Brighton Rock Summary and Analysis of Part 7

Summary

In the first chapter, Rose wakes up alone in Frank's house and finds Dallow making out with Judy, Frank's wife. She revisits Snow's and talks with Maisie, a girl she used to work with. Back at Frank's, she finds Ida waiting for her in ambush. Rose refuses to abandon Pinkie even though she knows of what he did.

In the second chapter, Pinkie comes back to Frank's and hears from Dallow that Rose has been talking to some woman, whom Pinkie realizes is Ida. This contradicts what Rose said before, that it was her mom who visited, which makes Pinkie suspect that she may have turned on him -- in which case he would have to kill her. However, as he is about to confront her, she tells him what really happened and pledges her loyalty.

In the third chapter, Pinkie pays a visit to Mr. Prewitt to convince him to leave the country. Prewitt, drunk and squirming with indigestion, reveals lurid details about his own sexual perversions.

In the fourth and fifth chapters, Pinkie gains a new worry when Rose mentions that they could possibly have a child. He talks with Dallow about this issue and how it affects his self-understanding.

In Chapter Six, Ida reflects with Phil Corkery about the status of her investigation and her love for saving others.

In Chapter Seven, Pinkie and Rose go out with Dallow and Judy. Pinkie and Rose leave, presumably for time on their own as a young couple, but, in fact, Pinkie is taking her to the countryside and pressuring her to commit double suicide with him as a way of getting rid of her.

In Chapter Eight, Ida catches up to Dallow and convinces him that they have to save Rose from Pinkie.

In Chapter Nine, they do catch up to Pinkie and stop Rose, who throws away the gun Pinkie had given her, from shooting herself. Pinkie attempts to throw vitriol but is instead burned himself. Running away blindly, he falls off a cliff.

In Chapter Ten, Ida talks with Clarence Henekey, one of her former lovers, about her successful mission with Rose.

In Chapter Eleven, Rose goes to confession, where she affirms still her devotion to Pinkie and wishes that she had killed herself with him. She goes back home to hear the gramophone recording Pinkie made for her, unaware of the terrible message that awaits her.

Analysis

This final part of the novel, following Rose and Pinkie's civil marriage and marriage night, which had consummated their partnership in sin (in their minds), shows how this solution that Pinkie has been hoping for all along is not stable. It ends up exploding, leading therefore to Pinkie's death and in the last lines of the novel to what is perhaps yet more tragic: Rose's loss of faith when she presumably will hear Pinkie's message of hate for her on the gramophone record. This concluding arc of the novel also represents the seeming total victory of Ida Arnold and the worldview she embodies, since her dubious investigation from the beginning of the novel has actually succeeded not only in identifying the murderer (Pinkie) but also, in Ida's favorite activity, managed to "save" a poor soul (Rose).

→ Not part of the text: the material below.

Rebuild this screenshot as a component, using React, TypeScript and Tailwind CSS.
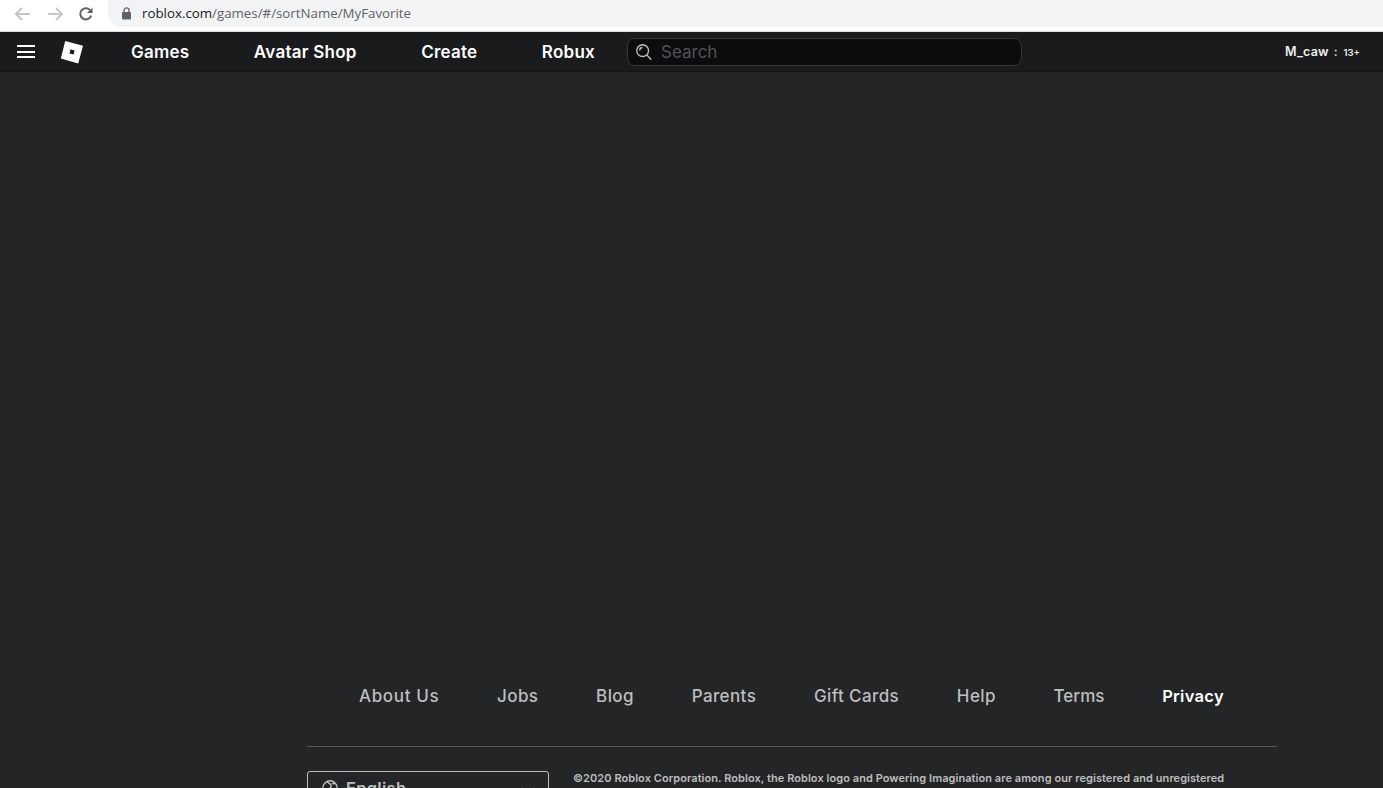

Of course, Greene is a much subtler writer than to leave matters so simply; the last two chapters show on one hand a parodying of Ida's gloating and on the other Rose's redoubled devotion to Pinkie, to the point that she regrets not having killed herself with him.

The most immediate interpretation of the ending, which clearly draws upon the ending to Joseph Conrad's novella Heart of Darkness with its invocation of the "horror" of an extraordinarily tormented man's death waiting to be discovered by the lover who survives him, is that Rose, upon hearing Pinkie's gramophone message, will have a complete crisis of faith -- effectively, she will lose not even her reason to live but her reason to die. However, one wonders whether this fact, that Pinkie does not love her, will sway her where the revelation that Pinkie was a murderer did not; Rose has in fact attached herself much more so to their compatibility as opposites rather than to the expectation of reciprocity from Pinkie, so presumably whether or not he "really" loves her would be a nonmatter.